I’ll demonstrate this with the SpatiaLite command line tool:
bradh@incana:~$ spatialite :memory: SpatiaLite version ..: 3.0.1 Supported Extensions: - 'VirtualShape' [direct Shapefile access] - 'VirtualDbf' [direct DBF access] - 'VirtualXL' [direct XLS access] - 'VirtualText' [direct CSV/TXT access] - 'VirtualNetwork' [Dijkstra shortest path] - 'RTree' [Spatial Index - R*Tree] - 'MbrCache' [Spatial Index - MBR cache] - 'VirtualSpatialIndex' [R*Tree metahandler] - 'VirtualFDO' [FDO-OGR interoperability] - 'SpatiaLite' [Spatial SQL - OGC] PROJ.4 version ......: Rel. 4.7.1, 23 September 2009 GEOS version ........: 3.3.2-CAPI-1.7.2 SQLite version ......: 3.7.4 Enter ".help" for instructions spatialite> CREATE TABLE areas (AreaName text); the SPATIAL_REF_SYS table already contains some row(s) spatialite> CREATE TABLE points (PointName text); spatialite> SELECT AddGeometryColumn('areas', 'Geometry', -1, "POLYGON", "XY"); 1 spatialite> SELECT AddGeometryColumn('points', 'Geometry', -1, "POINT", "XY"); 1
So now we have two tables (“areas” and “points”) with appropriate geometry columns. We’ll add some content:
spatialite> INSERT INTO 'areas' (AREANAME, Geometry) VALUES ("area1", GeomFromText("POLYGON((0 0, 10 0, 10 10, 0 10, 0 0))")); spatialite> INSERT INTO 'areas' (AREANAME, Geometry) VALUES ("area2", GeomFromText("POLYGON((20 0, 30 0, 30 10, 20 10, 20 0))")); spatialite> INSERT INTO 'areas' (AREANAME, Geometry) VALUES ("area3", GeomFromText("POLYGON((10 0, 30 0, 30 10, 10 10, 10 0))"));
creates the areas, and
spatialite> INSERT INTO 'points' (PointName, Geometry) VALUES ("pointA", GeomFromText("POINT(2 2)")); spatialite> INSERT INTO 'points' (PointName, Geometry) VALUES ("pointB", GeomFromText("POINT(22 2)")); spatialite> INSERT INTO 'points' (PointName, Geometry) VALUES ("pointC", GeomFromText("POINT(12 2)")); spatialite> INSERT INTO 'points' (PointName, Geometry) VALUES ("pointD", GeomFromText("POINT(-10 -10)"));
creates some points.
Some of the points are within one or more areas, and one (“pointD”) is not. The problem is to find the points that are not within any areas.

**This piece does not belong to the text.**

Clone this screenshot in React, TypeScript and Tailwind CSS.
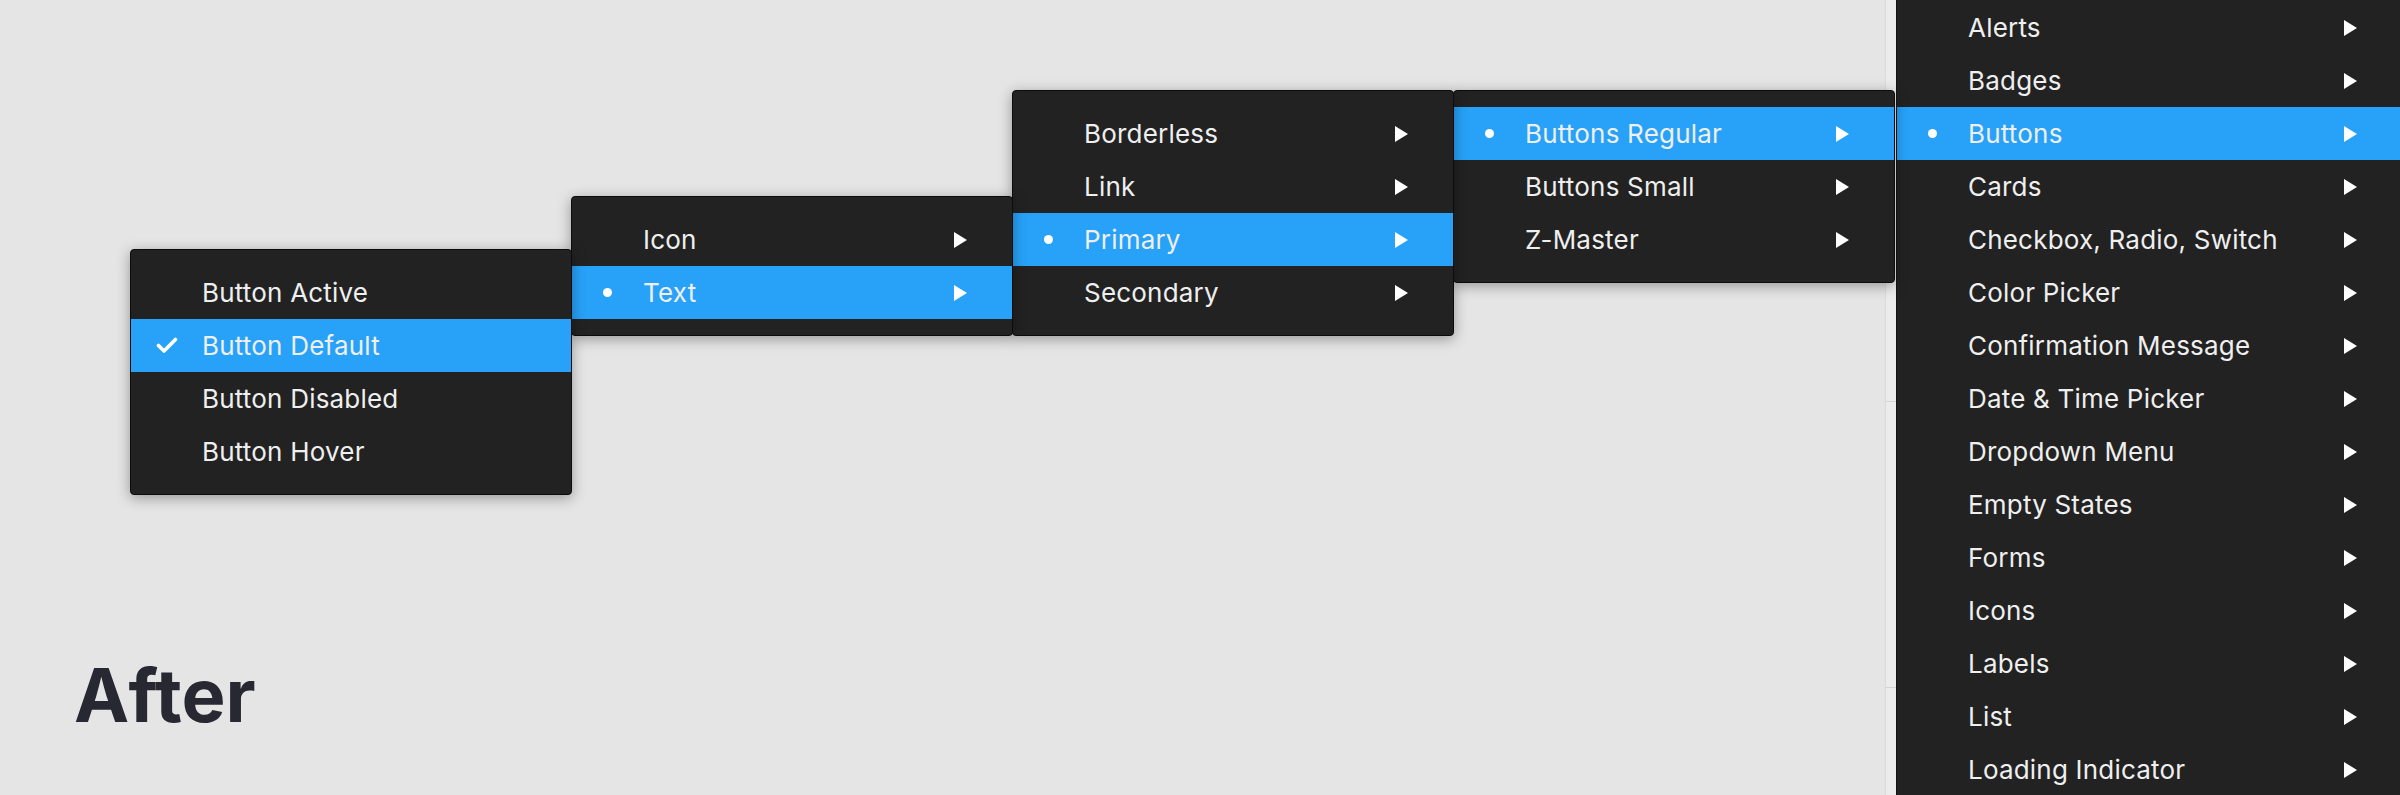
import React from 'react';

type Mark = 'none' | 'check' | 'dot';

interface Item {
    label: string;
    active?: boolean;
    mark?: Mark;
    sub?: boolean;
}

const Arrow = () => (
    <svg width="13" height="16" viewBox="0 0 13 16" className="shrink-0">
        <path d="M0 0 L13 8 L0 16 Z" fill="#ffffff" />
    </svg>
);

const Check = () => (
    <svg width="22" height="17" viewBox="0 0 22 17">
        <path d="M2.5 8.5 L8 14 L19.5 2.5" fill="none" stroke="#ffffff" strokeWidth="3.6" strokeLinecap="round" strokeLinejoin="round" />
    </svg>
);

const Row: React.FC<{ item: Item; right: string }> = ({ item, right }) => (
    <div className={`flex h-[53px] items-center ${item.active ? 'bg-[#27a2f8]' : ''}`}>
        <div className="flex w-[71px] shrink-0 items-center justify-center">
            {item.mark === 'check' && <Check />}
            {item.mark === 'dot' && <span className="h-[9px] w-[9px] rounded-full bg-white" />}
        </div>
        <span className="flex-1 whitespace-nowrap text-[26px] tracking-[0.2px] text-[#efefef]">{item.label}</span>
        {item.sub && <div className={right}><Arrow /></div>}
    </div>
);

const Menu: React.FC<{ items: Item[]; className: string }> = ({ items, className }) => (
    <div className={`relative w-[442px] shrink-0 rounded-[4px] border border-[#0c0c0c] bg-[#222222] py-4 shadow-[0_3px_14px_rgba(0,0,0,0.35)] ${className}`}>
        {items.map((it) => (
            <Row key={it.label} item={it} right="pr-[45px]" />
        ))}
    </div>
);

const states: Item[] = [
    { label: 'Button Active' },
    { label: 'Button Default', active: true, mark: 'check' },
    { label: 'Button Disabled' },
    { label: 'Button Hover' },
];

const kinds: Item[] = [
    { label: 'Icon', sub: true },
    { label: 'Text', active: true, mark: 'dot', sub: true },
];

const styles: Item[] = [
    { label: 'Borderless', sub: true },
    { label: 'Link', sub: true },
    { label: 'Primary', active: true, mark: 'dot', sub: true },
    { label: 'Secondary', sub: true },
];

const sizes: Item[] = [
    { label: 'Buttons Regular', active: true, mark: 'dot', sub: true },
    { label: 'Buttons Small', sub: true },
    { label: 'Z-Master', sub: true },
];

const components: Item[] = [
    'Alerts',
    'Badges',
    'Buttons',
    'Cards',
    'Checkbox, Radio, Switch',
    'Color Picker',
    'Confirmation Message',
    'Date & Time Picker',
    'Dropdown Menu',
    'Empty States',
    'Forms',
    'Icons',
    'Labels',
    'List',
    'Loading Indicator',
].map((label) => ({
    label,
    sub: true,
    active: label === 'Buttons',
    mark: label === 'Buttons' ? ('dot' as Mark) : ('none' as Mark),
}));

export default function App() {
    return (
        <div className="flex h-[795px] w-[2400px] overflow-hidden bg-[#e5e5e5]" style={{ fontFamily: 'Inter, "Noto Sans", sans-serif' }}>
            <div className="relative z-10 flex w-[1885px] shrink-0 flex-col">
                <div className="flex items-start pl-[130px]">
                    <Menu items={states} className="z-40 mt-[249px]" />
                    <Menu items={kinds} className="z-30 -ml-px mt-[196px]" />
                    <Menu items={styles} className="z-20 -ml-px mt-[90px]" />
                    <Menu items={sizes} className="z-10 -ml-px mt-[90px]" />
                </div>
                <h1 className="mt-auto pb-[63px] pl-[74px] text-[74px] font-bold leading-none text-[#282833]">After</h1>
            </div>
            <div className="flex h-full flex-1">
                <div className="flex w-[11px] shrink-0 flex-col border-l border-[#dadada] bg-[#ececec]">
                    <div className="h-[402px] border-b border-[#d4d4d4]" />
                    <div className="h-[286px] border-b border-[#d4d4d4]" />
                </div>
                <div className="h-full flex-1 border-l border-[#141414] bg-[#222222] pt-px">
                    {components.map((it) => (
                        <Row key={it.label} item={it} right="pr-[43px]" />
                    ))}
                </div>
            </div>
        </div>
    );
}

Here is the original attempt:
spatialite> SELECT PointName, AsText(points.Geometry) FROM areas, points WHERE Disjoint(areas.Geometry, points.Geometry); pointB|POINT(22 2) pointC|POINT(12 2) pointD|POINT(-10 -10) pointA|POINT(2 2) pointC|POINT(12 2) pointD|POINT(-10 -10) pointA|POINT(2 2) pointD|POINT(-10 -10)

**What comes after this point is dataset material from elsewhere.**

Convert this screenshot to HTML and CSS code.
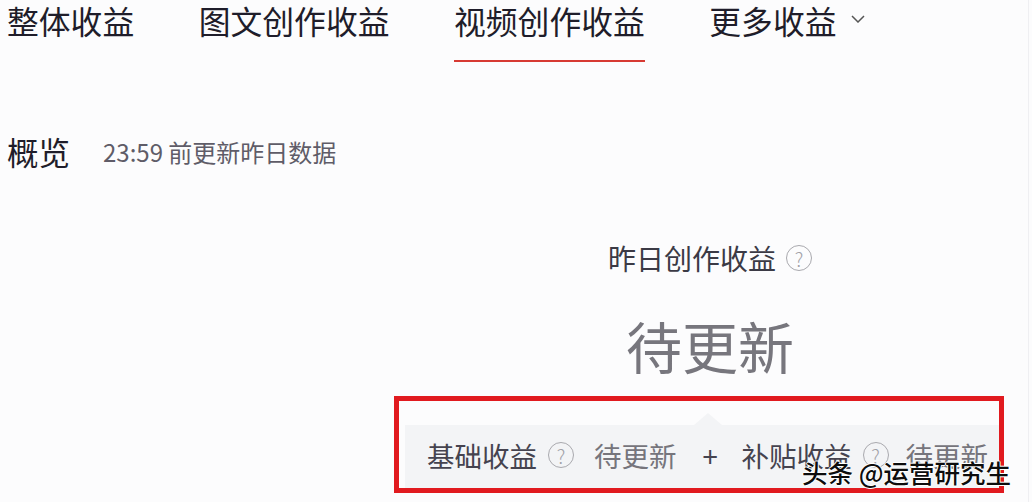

Well clearly we have PointD, but we also have other points, sometimes multiple times.
So what is the issue? Lets take away the WHERE clause, and look at what is happening:
spatialite> SELECT PointName, AreaName FROM areas, points; pointA|area1 pointB|area1 pointC|area1 pointD|area1 pointA|area2 pointB|area2 pointC|area2 pointD|area2 pointA|area3 pointB|area3 pointC|area3 pointD|area3
OK, its a simple SQL join. We are getting the product of each table.
So lets look at one area at a time:
spatialite> SELECT PointName, AsText(points.Geometry) FROM areas, points WHERE areas.AreaName is "area1" AND Disjoint(areas.Geometry, points.Geometry); pointB|POINT(22 2) pointC|POINT(12 2) pointD|POINT(-10 -10) spatialite> SELECT PointName, AsText(points.Geometry) FROM areas, points WHERE areas.AreaName is "area2" AND Disjoint(areas.Geometry, points.Geometry); pointA|POINT(2 2) pointC|POINT(12 2) pointD|POINT(-10 -10) spatialite> SELECT PointName, AsText(points.Geometry) FROM areas, points WHERE areas.AreaName is "area3" AND Disjoint(areas.Geometry, points.Geometry); pointA|POINT(2 2) pointD|POINT(-10 -10)

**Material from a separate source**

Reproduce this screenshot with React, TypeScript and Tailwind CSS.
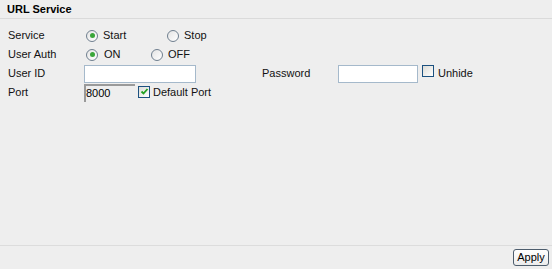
import React from "react";

function Radio({ checked }: { checked?: boolean }) {
  return (
    <span className="inline-flex w-[12px] h-[12px] rounded-full border border-[#6f7f8f] bg-gradient-to-br from-[#e4e4e4] to-white items-center justify-center shrink-0">
      {checked && <span className="w-[5px] h-[5px] rounded-full bg-[#3aa63a]" />}
    </span>
  );
}

function Check({ checked }: { checked?: boolean }) {
  return (
    <span className="inline-flex w-[12px] h-[12px] border border-[#1c5180] bg-gradient-to-br from-[#dcdcd7] to-white items-center justify-center shrink-0">
      {checked && (
        <svg width="9" height="9" viewBox="0 0 9 9">
          <path d="M1.5 4.5 L3.5 6.5 L7.5 2" stroke="#21a121" strokeWidth="1.8" fill="none" />
        </svg>
      )}
    </span>
  );
}

export default function App() {
  return (
    <div className="w-[559px] h-[271px] bg-white" style={{ fontFamily: '"Liberation Sans", Arial, sans-serif' }}>
      <div className="w-[552px] h-[269px] bg-[#eeeeee] flex flex-col text-[11px] text-[#111]">
        <div className="h-[19px] px-[7px] flex items-center font-bold border-b border-[#dadada] text-black">URL Service</div>
        <div className="flex-1 pt-[7px] px-[8px] flex flex-col">
          <div className="h-[19px] flex items-center">
            <span className="w-[78px]">Service</span>
            <Radio checked />
            <span className="ml-[5px] w-[64px]">Start</span>
            <Radio />
            <span className="ml-[5px]">Stop</span>
          </div>
          <div className="h-[19px] flex items-center">
            <span className="w-[78px]">User Auth</span>
            <Radio checked />
            <span className="ml-[6px] w-[47px]">ON</span>
            <Radio />
            <span className="ml-[5px]">OFF</span>
          </div>
          <div className="h-[19px] flex items-center">
            <span className="w-[76px]">User ID</span>
            <span className="w-[112px] h-[18px] bg-white border border-[#a5b9cb]" />
            <span className="ml-[66px] w-[76px]">Password</span>
            <span className="w-[80px] h-[18px] bg-white border border-[#a5b9cb]" />
            <span className="ml-[4px]"><Check /></span>
            <span className="ml-[4px]">Unhide</span>
          </div>
          <div className="h-[19px] flex items-center">
            <span className="w-[76px]">Port</span>
            <span className="w-[51px] h-[18px] border-t-2 border-l-2 border-t-[#9a9a9a] border-l-[#9a9a9a] flex items-center pl-[0px] text-black">8000</span>
            <span className="ml-[3px]"><Check checked /></span>
            <span className="ml-[3px]">Default Port</span>
          </div>
        </div>
        <div className="h-[24px] border-t border-[#dcdcdc] flex items-center justify-end pr-[3px]">
          <button className="w-[36px] h-[17px] rounded-[3px] border border-[#4d5d6d] bg-gradient-to-b from-white to-[#ececec] text-[11px] text-black leading-none flex items-center justify-center">Apply</button>
        </div>
      </div>
    </div>
  );
}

So when we do the WHERE Disjoint() part, we’re only considering whether this particular combination of point and area is disjoint (point is contained within area, for those still confused by what I meant earlier). So our original query was just the same as running the query on each area in turn.
So if that isn’t going to work, then how do we do “not in” for an arbitrary selection of areas and points?
There are probably a few ways to solve this. I came up with two.
Using Contains operation, and selecting anything missing.
Lets look at how to find any point that is contained in an area:
spatialite> SELECT points.rowid FROM areas, points WHERE Contains (areas.Geometry, points.Geometry); 1 2 2 3
So we can then just select any row in the points table that didn’t appear in the result of that “Contains”:
spatialite> SELECT PointName, AsText(points.Geometry) FROM points WHERE (points.rowid not in (SELECT points.rowid FROM areas, points WHERE Contains (areas.Geometry, points.Geometry))); pointD|POINT(-10 -10)
Building a union area
Instead of looking at each area, we could just build a single area that is the union of each of the areas table entries, and then check if a point appears in that union area:
spatialite> SELECT PointName, AsText(points.Geometry) FROM (SELECT ST_Union(areas.Geometry) AS AllAreas FROM areas), points WHERE Disjoint(AllAreas, points.Geometry); pointD|POINT(-10 -10)
Any more ideas?
Anyway, I hope that helps someone, sometime.